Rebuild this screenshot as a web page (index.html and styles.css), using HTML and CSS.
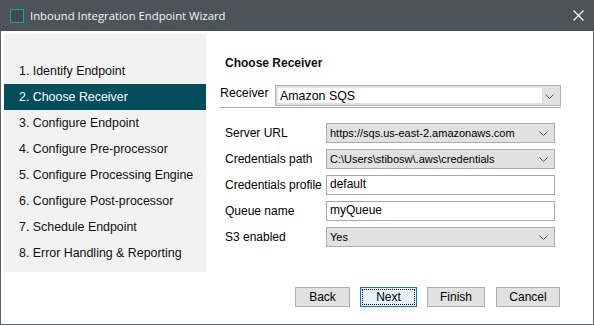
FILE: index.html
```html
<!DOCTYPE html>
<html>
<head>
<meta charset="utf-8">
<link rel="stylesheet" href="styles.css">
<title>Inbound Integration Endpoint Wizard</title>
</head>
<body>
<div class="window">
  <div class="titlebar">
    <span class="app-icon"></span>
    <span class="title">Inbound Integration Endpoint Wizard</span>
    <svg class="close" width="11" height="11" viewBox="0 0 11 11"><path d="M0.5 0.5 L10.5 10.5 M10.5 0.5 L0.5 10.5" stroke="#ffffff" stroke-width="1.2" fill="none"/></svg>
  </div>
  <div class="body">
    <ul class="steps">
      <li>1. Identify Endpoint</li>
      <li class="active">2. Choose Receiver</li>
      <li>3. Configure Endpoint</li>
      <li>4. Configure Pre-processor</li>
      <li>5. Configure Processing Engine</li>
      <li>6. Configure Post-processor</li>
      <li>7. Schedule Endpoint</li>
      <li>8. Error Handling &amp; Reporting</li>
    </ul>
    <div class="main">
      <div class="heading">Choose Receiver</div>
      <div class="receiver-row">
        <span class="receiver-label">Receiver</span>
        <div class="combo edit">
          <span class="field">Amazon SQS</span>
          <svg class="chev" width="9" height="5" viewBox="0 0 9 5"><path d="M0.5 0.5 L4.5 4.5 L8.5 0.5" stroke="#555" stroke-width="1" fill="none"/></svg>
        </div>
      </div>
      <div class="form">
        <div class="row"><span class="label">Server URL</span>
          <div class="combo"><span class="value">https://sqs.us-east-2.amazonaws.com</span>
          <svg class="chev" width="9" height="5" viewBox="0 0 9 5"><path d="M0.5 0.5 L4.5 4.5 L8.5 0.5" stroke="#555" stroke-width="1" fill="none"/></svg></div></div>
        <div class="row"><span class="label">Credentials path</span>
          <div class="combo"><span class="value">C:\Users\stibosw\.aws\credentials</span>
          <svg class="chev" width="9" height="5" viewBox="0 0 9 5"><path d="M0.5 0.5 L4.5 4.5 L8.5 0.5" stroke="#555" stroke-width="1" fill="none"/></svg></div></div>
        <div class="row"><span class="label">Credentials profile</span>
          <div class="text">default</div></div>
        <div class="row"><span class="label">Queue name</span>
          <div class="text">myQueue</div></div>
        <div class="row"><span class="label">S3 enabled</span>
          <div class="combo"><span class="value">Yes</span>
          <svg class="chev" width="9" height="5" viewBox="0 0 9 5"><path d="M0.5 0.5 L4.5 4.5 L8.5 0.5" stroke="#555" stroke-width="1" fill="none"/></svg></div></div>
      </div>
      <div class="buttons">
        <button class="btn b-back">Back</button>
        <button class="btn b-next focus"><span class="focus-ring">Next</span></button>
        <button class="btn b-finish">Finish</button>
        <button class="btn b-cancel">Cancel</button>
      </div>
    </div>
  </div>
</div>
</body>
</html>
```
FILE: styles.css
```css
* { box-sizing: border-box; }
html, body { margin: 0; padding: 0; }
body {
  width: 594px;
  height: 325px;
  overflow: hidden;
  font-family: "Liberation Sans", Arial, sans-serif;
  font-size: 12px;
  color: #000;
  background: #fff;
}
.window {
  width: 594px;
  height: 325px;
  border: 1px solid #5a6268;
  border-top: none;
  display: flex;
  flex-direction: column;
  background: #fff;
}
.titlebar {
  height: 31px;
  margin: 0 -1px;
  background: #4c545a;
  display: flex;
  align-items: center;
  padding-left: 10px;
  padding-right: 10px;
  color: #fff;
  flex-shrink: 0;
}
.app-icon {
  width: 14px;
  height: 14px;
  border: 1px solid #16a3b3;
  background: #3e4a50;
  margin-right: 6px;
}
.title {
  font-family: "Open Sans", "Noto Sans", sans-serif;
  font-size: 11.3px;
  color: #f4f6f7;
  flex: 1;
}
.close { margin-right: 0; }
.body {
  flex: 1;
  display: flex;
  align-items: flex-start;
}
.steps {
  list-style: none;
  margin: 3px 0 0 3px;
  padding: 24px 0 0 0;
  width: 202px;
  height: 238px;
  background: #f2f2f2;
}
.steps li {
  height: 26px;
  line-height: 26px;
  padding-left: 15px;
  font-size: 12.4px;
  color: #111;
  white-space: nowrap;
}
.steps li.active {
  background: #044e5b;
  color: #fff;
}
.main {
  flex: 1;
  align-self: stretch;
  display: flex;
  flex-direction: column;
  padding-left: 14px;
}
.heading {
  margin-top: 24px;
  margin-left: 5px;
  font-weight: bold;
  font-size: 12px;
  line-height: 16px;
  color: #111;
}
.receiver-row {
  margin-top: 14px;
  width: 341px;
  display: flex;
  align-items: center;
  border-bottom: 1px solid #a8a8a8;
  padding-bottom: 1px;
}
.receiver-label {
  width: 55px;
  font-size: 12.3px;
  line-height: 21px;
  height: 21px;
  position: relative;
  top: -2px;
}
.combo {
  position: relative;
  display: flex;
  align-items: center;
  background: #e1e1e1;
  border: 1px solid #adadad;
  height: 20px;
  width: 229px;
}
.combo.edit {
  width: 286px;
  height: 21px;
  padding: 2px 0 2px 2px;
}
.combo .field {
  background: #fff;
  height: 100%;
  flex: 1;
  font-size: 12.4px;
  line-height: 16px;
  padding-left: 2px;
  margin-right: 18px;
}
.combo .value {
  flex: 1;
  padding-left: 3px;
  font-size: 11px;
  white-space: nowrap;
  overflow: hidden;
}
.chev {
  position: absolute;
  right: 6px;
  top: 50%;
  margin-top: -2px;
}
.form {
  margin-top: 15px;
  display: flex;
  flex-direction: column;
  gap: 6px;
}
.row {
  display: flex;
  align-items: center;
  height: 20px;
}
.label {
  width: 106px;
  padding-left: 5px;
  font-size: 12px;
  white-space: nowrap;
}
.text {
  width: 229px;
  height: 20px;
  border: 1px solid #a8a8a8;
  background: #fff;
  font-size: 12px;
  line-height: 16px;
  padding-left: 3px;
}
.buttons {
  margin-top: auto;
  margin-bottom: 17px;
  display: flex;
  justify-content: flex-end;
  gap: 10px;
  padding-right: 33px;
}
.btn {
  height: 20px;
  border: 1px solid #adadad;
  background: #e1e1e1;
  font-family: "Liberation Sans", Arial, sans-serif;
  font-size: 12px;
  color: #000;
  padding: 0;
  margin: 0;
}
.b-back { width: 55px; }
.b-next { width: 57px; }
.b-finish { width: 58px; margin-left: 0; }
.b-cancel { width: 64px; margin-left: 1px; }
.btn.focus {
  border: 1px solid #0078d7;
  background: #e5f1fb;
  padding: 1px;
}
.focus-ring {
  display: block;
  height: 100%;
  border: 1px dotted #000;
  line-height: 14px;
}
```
══════
--- The request ---
Give the material again exactly as it is, but keep the pictures out.

--- Task result ---
Rebuild this screenshot as a web page (index.html and styles.css), using HTML and CSS.
FILE: index.html
```html
<!DOCTYPE html>
<html>
<head>
<meta charset="utf-8">
<link rel="stylesheet" href="styles.css">
<title>Inbound Integration Endpoint Wizard</title>
</head>
<body>
<div class="window">
  <div class="titlebar">
    <span class="app-icon"></span>
    <span class="title">Inbound Integration Endpoint Wizard</span>
    <svg class="close" width="11" height="11" viewBox="0 0 11 11"><path d="M0.5 0.5 L10.5 10.5 M10.5 0.5 L0.5 10.5" stroke="#ffffff" stroke-width="1.2" fill="none"/></svg>
  </div>
  <div class="body">
    <ul class="steps">
      <li>1. Identify Endpoint</li>
      <li class="active">2. Choose Receiver</li>
      <li>3. Configure Endpoint</li>
      <li>4. Configure Pre-processor</li>
      <li>5. Configure Processing Engine</li>
      <li>6. Configure Post-processor</li>
      <li>7. Schedule Endpoint</li>
      <li>8. Error Handling &amp; Reporting</li>
    </ul>
    <div class="main">
      <div class="heading">Choose Receiver</div>
      <div class="receiver-row">
        <span class="receiver-label">Receiver</span>
        <div class="combo edit">
          <span class="field">Amazon SQS</span>
          <svg class="chev" width="9" height="5" viewBox="0 0 9 5"><path d="M0.5 0.5 L4.5 4.5 L8.5 0.5" stroke="#555" stroke-width="1" fill="none"/></svg>
        </div>
      </div>
      <div class="form">
        <div class="row"><span class="label">Server URL</span>
          <div class="combo"><span class="value">https://sqs.us-east-2.amazonaws.com</span>
          <svg class="chev" width="9" height="5" viewBox="0 0 9 5"><path d="M0.5 0.5 L4.5 4.5 L8.5 0.5" stroke="#555" stroke-width="1" fill="none"/></svg></div></div>
        <div class="row"><span class="label">Credentials path</span>
          <div class="combo"><span class="value">C:\Users\stibosw\.aws\credentials</span>
          <svg class="chev" width="9" height="5" viewBox="0 0 9 5"><path d="M0.5 0.5 L4.5 4.5 L8.5 0.5" stroke="#555" stroke-width="1" fill="none"/></svg></div></div>
        <div class="row"><span class="label">Credentials profile</span>
          <div class="text">default</div></div>
        <div class="row"><span class="label">Queue name</span>
          <div class="text">myQueue</div></div>
        <div class="row"><span class="label">S3 enabled</span>
          <div class="combo"><span class="value">Yes</span>
          <svg class="chev" width="9" height="5" viewBox="0 0 9 5"><path d="M0.5 0.5 L4.5 4.5 L8.5 0.5" stroke="#555" stroke-width="1" fill="none"/></svg></div></div>
      </div>
      <div class="buttons">
        <button class="btn b-back">Back</button>
        <button class="btn b-next focus"><span class="focus-ring">Next</span></button>
        <button class="btn b-finish">Finish</button>
        <button class="btn b-cancel">Cancel</button>
      </div>
    </div>
  </div>
</div>
</body>
</html>
```
FILE: styles.css
```css
* { box-sizing: border-box; }
html, body { margin: 0; padding: 0; }
body {
  width: 594px;
  height: 325px;
  overflow: hidden;
  font-family: "Liberation Sans", Arial, sans-serif;
  font-size: 12px;
  color: #000;
  background: #fff;
}
.window {
  width: 594px;
  height: 325px;
  border: 1px solid #5a6268;
  border-top: none;
  display: flex;
  flex-direction: column;
  background: #fff;
}
.titlebar {
  height: 31px;
  margin: 0 -1px;
  background: #4c545a;
  display: flex;
  align-items: center;
  padding-left: 10px;
  padding-right: 10px;
  color: #fff;
  flex-shrink: 0;
}
.app-icon {
  width: 14px;
  height: 14px;
  border: 1px solid #16a3b3;
  background: #3e4a50;
  margin-right: 6px;
}
.title {
  font-family: "Open Sans", "Noto Sans", sans-serif;
  font-size: 11.3px;
  color: #f4f6f7;
  flex: 1;
}
.close { margin-right: 0; }
.body {
  flex: 1;
  display: flex;
  align-items: flex-start;
}
.steps {
  list-style: none;
  margin: 3px 0 0 3px;
  padding: 24px 0 0 0;
  width: 202px;
  height: 238px;
  background: #f2f2f2;
}
.steps li {
  height: 26px;
  line-height: 26px;
  padding-left: 15px;
  font-size: 12.4px;
  color: #111;
  white-space: nowrap;
}
.steps li.active {
  background: #044e5b;
  color: #fff;
}
.main {
  flex: 1;
  align-self: stretch;
  display: flex;
  flex-direction: column;
  padding-left: 14px;
}
.heading {
  margin-top: 24px;
  margin-left: 5px;
  font-weight: bold;
  font-size: 12px;
  line-height: 16px;
  color: #111;
}
.receiver-row {
  margin-top: 14px;
  width: 341px;
  display: flex;
  align-items: center;
  border-bottom: 1px solid #a8a8a8;
  padding-bottom: 1px;
}
.receiver-label {
  width: 55px;
  font-size: 12.3px;
  line-height: 21px;
  height: 21px;
  position: relative;
  top: -2px;
}
.combo {
  position: relative;
  display: flex;
  align-items: center;
  background: #e1e1e1;
  border: 1px solid #adadad;
  height: 20px;
  width: 229px;
}
.combo.edit {
  width: 286px;
  height: 21px;
  padding: 2px 0 2px 2px;
}
.combo .field {
  background: #fff;
  height: 100%;
  flex: 1;
  font-size: 12.4px;
  line-height: 16px;
  padding-left: 2px;
  margin-right: 18px;
}
.combo .value {
  flex: 1;
  padding-left: 3px;
  font-size: 11px;
  white-space: nowrap;
  overflow: hidden;
}
.chev {
  position: absolute;
  right: 6px;
  top: 50%;
  margin-top: -2px;
}
.form {
  margin-top: 15px;
  display: flex;
  flex-direction: column;
  gap: 6px;
}
.row {
  display: flex;
  align-items: center;
  height: 20px;
}
.label {
  width: 106px;
  padding-left: 5px;
  font-size: 12px;
  white-space: nowrap;
}
.text {
  width: 229px;
  height: 20px;
  border: 1px solid #a8a8a8;
  background: #fff;
  font-size: 12px;
  line-height: 16px;
  padding-left: 3px;
}
.buttons {
  margin-top: auto;
  margin-bottom: 17px;
  display: flex;
  justify-content: flex-end;
  gap: 10px;
  padding-right: 33px;
}
.btn {
  height: 20px;
  border: 1px solid #adadad;
  background: #e1e1e1;
  font-family: "Liberation Sans", Arial, sans-serif;
  font-size: 12px;
  color: #000;
  padding: 0;
  margin: 0;
}
.b-back { width: 55px; }
.b-next { width: 57px; }
.b-finish { width: 58px; margin-left: 0; }
.b-cancel { width: 64px; margin-left: 1px; }
.btn.focus {
  border: 1px solid #0078d7;
  background: #e5f1fb;
  padding: 1px;
}
.focus-ring {
  display: block;
  height: 100%;
  border: 1px dotted #000;
  line-height: 14px;
}
```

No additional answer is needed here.